--- start Material for this task ---

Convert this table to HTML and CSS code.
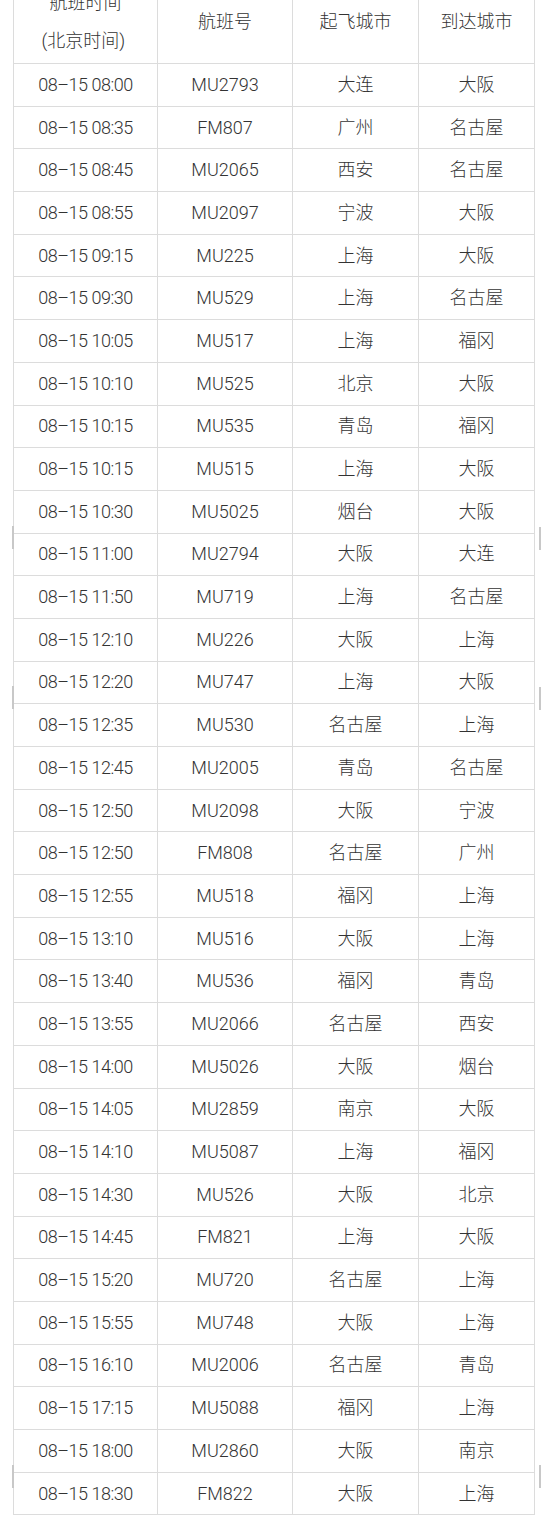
FILE: index.html
```html
<!DOCTYPE html>
<html lang="zh-CN">
<head>
<meta charset="utf-8">
<title>航班时刻表</title>
<link rel="stylesheet" href="styles.css">
</head>
<body>
<div class="page">
<table class="flights">
<colgroup><col class="c1"><col class="c2"><col class="c3"><col class="c4"></colgroup>
<thead>
<tr class="head"><th>航班时间<br>(北京时间)&nbsp;</th><th>航班号</th><th>起飞城市</th><th>到达城市</th></tr>
</thead>
<tbody>
<tr><td>08–15 08:00</td><td>MU2793</td><td>大连</td><td>大阪</td></tr>
<tr><td>08–15 08:35</td><td>FM807</td><td>广州</td><td>名古屋</td></tr>
<tr><td>08–15 08:45</td><td>MU2065</td><td>西安</td><td>名古屋</td></tr>
<tr><td>08–15 08:55</td><td>MU2097</td><td>宁波</td><td>大阪</td></tr>
<tr><td>08–15 09:15</td><td>MU225</td><td>上海</td><td>大阪</td></tr>
<tr><td>08–15 09:30</td><td>MU529</td><td>上海</td><td>名古屋</td></tr>
<tr><td>08–15 10:05</td><td>MU517</td><td>上海</td><td>福冈</td></tr>
<tr><td>08–15 10:10</td><td>MU525</td><td>北京</td><td>大阪</td></tr>
<tr><td>08–15 10:15</td><td>MU535</td><td>青岛</td><td>福冈</td></tr>
<tr><td>08–15 10:15</td><td>MU515</td><td>上海</td><td>大阪</td></tr>
<tr><td>08–15 10:30</td><td>MU5025</td><td>烟台</td><td>大阪</td></tr>
<tr><td>08–15 11:00</td><td>MU2794</td><td>大阪</td><td>大连</td></tr>
<tr><td>08–15 11:50</td><td>MU719</td><td>上海</td><td>名古屋</td></tr>
<tr><td>08–15 12:10</td><td>MU226</td><td>大阪</td><td>上海</td></tr>
<tr><td>08–15 12:20</td><td>MU747</td><td>上海</td><td>大阪</td></tr>
<tr><td>08–15 12:35</td><td>MU530</td><td>名古屋</td><td>上海</td></tr>
<tr><td>08–15 12:45</td><td>MU2005</td><td>青岛</td><td>名古屋</td></tr>
<tr><td>08–15 12:50</td><td>MU2098</td><td>大阪</td><td>宁波</td></tr>
<tr><td>08–15 12:50</td><td>FM808</td><td>名古屋</td><td>广州</td></tr>
<tr><td>08–15 12:55</td><td>MU518</td><td>福冈</td><td>上海</td></tr>
<tr><td>08–15 13:10</td><td>MU516</td><td>大阪</td><td>上海</td></tr>
<tr><td>08–15 13:40</td><td>MU536</td><td>福冈</td><td>青岛</td></tr>
<tr><td>08–15 13:55</td><td>MU2066</td><td>名古屋</td><td>西安</td></tr>
<tr><td>08–15 14:00</td><td>MU5026</td><td>大阪</td><td>烟台</td></tr>
<tr><td>08–15 14:05</td><td>MU2859</td><td>南京</td><td>大阪</td></tr>
<tr><td>08–15 14:10</td><td>MU5087</td><td>上海</td><td>福冈</td></tr>
<tr><td>08–15 14:30</td><td>MU526</td><td>大阪</td><td>北京</td></tr>
<tr><td>08–15 14:45</td><td>FM821</td><td>上海</td><td>大阪</td></tr>
<tr><td>08–15 15:20</td><td>MU720</td><td>名古屋</td><td>上海</td></tr>
<tr><td>08–15 15:55</td><td>MU748</td><td>大阪</td><td>上海</td></tr>
<tr><td>08–15 16:10</td><td>MU2006</td><td>名古屋</td><td>青岛</td></tr>
<tr><td>08–15 17:15</td><td>MU5088</td><td>福冈</td><td>上海</td></tr>
<tr><td>08–15 18:00</td><td>MU2860</td><td>大阪</td><td>南京</td></tr>
<tr><td>08–15 18:30</td><td>FM822</td><td>大阪</td><td>上海</td></tr>
</tbody>
</table>
<div class="mark mark-l1"></div>
<div class="mark mark-l2"></div>
<div class="mark mark-l3"></div>
<div class="mark mark-r1"></div>
<div class="mark mark-r2"></div>
<div class="mark mark-r3"></div>
</div>
</body>
</html>
```
FILE: styles.css
```css
html, body {
  margin: 0;
  padding: 0;
  background: #ffffff;
}

.page {
  position: relative;
  width: 550px;
  height: 1518px;
  overflow: hidden;
  padding-left: 13px;
  box-sizing: border-box;
}

.flights {
  border-collapse: collapse;
  table-layout: fixed;
  width: 521px;
  margin-top: -21px;
  font-family: Roboto, "Noto Sans CJK SC", sans-serif;
  font-weight: 300;
  font-size: 18px;
  color: #333333;
}

.c1 { width: 144px; }
.c2 { width: 135px; }
.c3 { width: 126px; }
.c4 { width: 116px; }

.flights th,
.flights td {
  border: 1px solid #dcdcdc;
  text-align: center;
  vertical-align: middle;
  padding: 0;
  white-space: nowrap;
}

.flights th {
  font-weight: 300;
  line-height: 38px;
  height: 84px;
  box-sizing: border-box;
}

.flights td {
  height: 42.7px;
  line-height: 20px;
  box-sizing: border-box;
}

.flights td:first-child {
  letter-spacing: -0.5px;
}

.mark {
  position: absolute;
  width: 2px;
  height: 23px;
  background: #c8c8c8;
}

.mark-l1 { left: 12px; top: 526px; }
.mark-l2 { left: 12px; top: 686px; }
.mark-l3 { left: 12px; top: 1465px; }
.mark-r1 { left: 539px; top: 527px; }
.mark-r2 { left: 539px; top: 687px; }
.mark-r3 { left: 539px; top: 1465px; }
```
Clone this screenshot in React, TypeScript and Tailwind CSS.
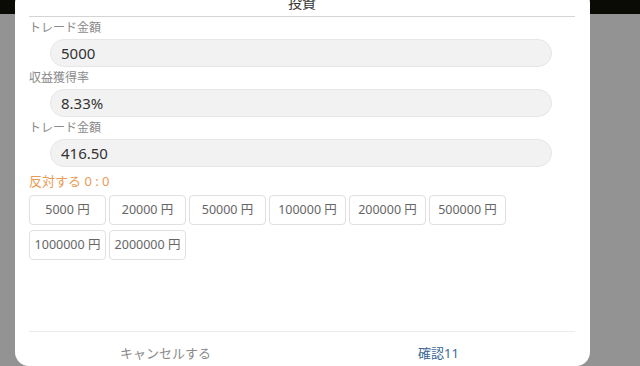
import { FunctionComponent } from 'react';

const amounts = ['5000', '20000', '50000', '100000', '200000', '500000', '1000000', '2000000'];

interface FieldProps {
  label: string;
  value: string;
}

const Field: FunctionComponent<FieldProps> = ({ label, value }: FieldProps) => {
  return (
    <div className="flex flex-col">
      <div className="h-[22px] text-[12px] leading-[22px] text-[#8a8a8a]">{label}</div>
      <div className="ml-[21px] mr-[23px] flex h-[28px] items-center rounded-full border border-[#e6e6e6] bg-[#f2f2f2] pl-[10px] text-[15px] text-[#333]">
        {value}
      </div>
    </div>
  );
};

const App: FunctionComponent = () => {
  return (
    <div
      className="relative flex h-[366px] w-[640px] flex-col overflow-hidden bg-[#939393]"
      style={{ fontFamily: '"Noto Sans", "Noto Sans CJK JP", sans-serif' }}
    >
      <div className="h-[14px] bg-[#0b0b06]" />

      <div className="absolute left-[15px] top-[-11px] flex h-[377px] w-[575px] flex-col rounded-[14px] bg-white pl-[14px] pr-[15px]">
        <div className="border-b border-[#d4d4d4] pb-[3px] pt-[4px] text-center text-[14px] leading-[20px] text-[#333]">
          投資
        </div>

        <Field label="トレード金額" value="5000" />
        <Field label="収益獲得率" value="8.33%" />
        <Field label="トレード金額" value="416.50" />

        <div className="h-[28px] text-[13px] leading-[28px] text-[#eb9a55]">反対する 0 : 0</div>

        <div className="flex flex-wrap gap-x-[3px] gap-y-[5px] pr-[60px]">
          {amounts.map((a) => (
            <div
              key={a}
              className="flex h-[30px] w-[77px] items-center justify-center rounded-[4px] border border-[#e0e0e0] text-[12.5px] text-[#666]"
            >
              {a} 円
            </div>
          ))}
        </div>

        <div className="flex-1" />

        <div className="flex h-[35px] border-t border-[#ebebeb] pt-[12px] text-[13px] leading-[18px]">
          <div className="flex-1 text-center text-[#8a8a8a]">キャンセルする</div>
          <div className="flex-1 text-center text-[#3b6794]">確認11</div>
        </div>
      </div>
    </div>
  );
};

export default App;
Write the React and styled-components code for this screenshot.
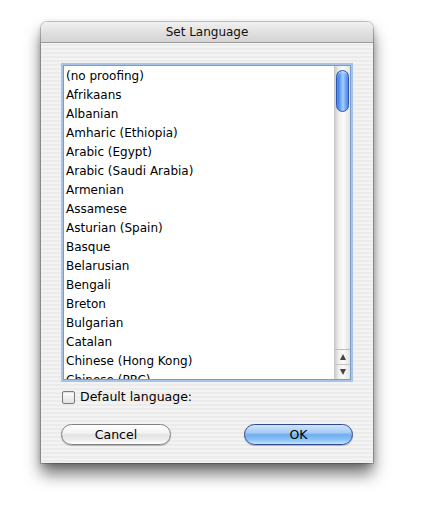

--- end Material for this task ---

■ **Exercise**:
Give only the lines from the one with "Clone this screenshot" to the one with "0 : 0</div>", both included, again and exactly; leave the images out.

■ **Solved problem**:
Clone this screenshot in React, TypeScript and Tailwind CSS.
import { FunctionComponent } from 'react';

const amounts = ['5000', '20000', '50000', '100000', '200000', '500000', '1000000', '2000000'];

interface FieldProps {
  label: string;
  value: string;
}

const Field: FunctionComponent<FieldProps> = ({ label, value }: FieldProps) => {
  return (
    <div className="flex flex-col">
      <div className="h-[22px] text-[12px] leading-[22px] text-[#8a8a8a]">{label}</div>
      <div className="ml-[21px] mr-[23px] flex h-[28px] items-center rounded-full border border-[#e6e6e6] bg-[#f2f2f2] pl-[10px] text-[15px] text-[#333]">
        {value}
      </div>
    </div>
  );
};

const App: FunctionComponent = () => {
  return (
    <div
      className="relative flex h-[366px] w-[640px] flex-col overflow-hidden bg-[#939393]"
      style={{ fontFamily: '"Noto Sans", "Noto Sans CJK JP", sans-serif' }}
    >
      <div className="h-[14px] bg-[#0b0b06]" />

      <div className="absolute left-[15px] top-[-11px] flex h-[377px] w-[575px] flex-col rounded-[14px] bg-white pl-[14px] pr-[15px]">
        <div className="border-b border-[#d4d4d4] pb-[3px] pt-[4px] text-center text-[14px] leading-[20px] text-[#333]">
          投資
        </div>

        <Field label="トレード金額" value="5000" />
        <Field label="収益獲得率" value="8.33%" />
        <Field label="トレード金額" value="416.50" />

        <div className="h-[28px] text-[13px] leading-[28px] text-[#eb9a55]">反対する 0 : 0</div>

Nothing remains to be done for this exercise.